Perhaps one of you is better set up to do the math to determine the time taken to heat up an adequate volume until it rises to create El Nino. Or alternatively tear the idea apart.

Pamela Gray

From what I have read, cosmic ray fluctuations are an iffy correlation to cloud formation. Forbush events do not correlate well with cloud formation but that could be due to the transient nature of these events. Cosmic ray elevation during solar minimum is also iffy since there is not good historical agreement with solar minimum evidence and temperature decreases. If you keep guessing that it is 12:00, and you guess every minute, eventually you will get it right. That does not a correlation make. Even if cloud formation eventually shows correlation with solar cycle minimum, the cloud formation that occurs may depend on oceanic oscillation conditions here on Earth in order for those clouds to do anything.

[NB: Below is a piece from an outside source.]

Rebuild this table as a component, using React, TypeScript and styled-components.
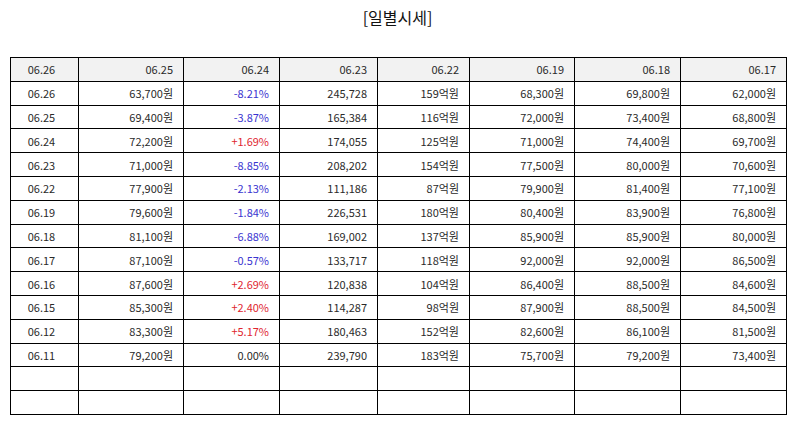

The Sun is relatively steady state, the Earth is a highly variable, chaotically noisy, and oscillating entity. The greater affect is still, IMO, oceanic oscillations.

Richard Sharpe


If El Niños are responsible for all the global warming, it rather begs the question as to where they are getting all of this additional energy. The oceans cannot be the ultimate source here, and that is why there are no publications which make such a claim.

If electrolytic capacitors are responsible for all that power coming out of the speakers, it rather begs the question of where they are getting all this additional energy.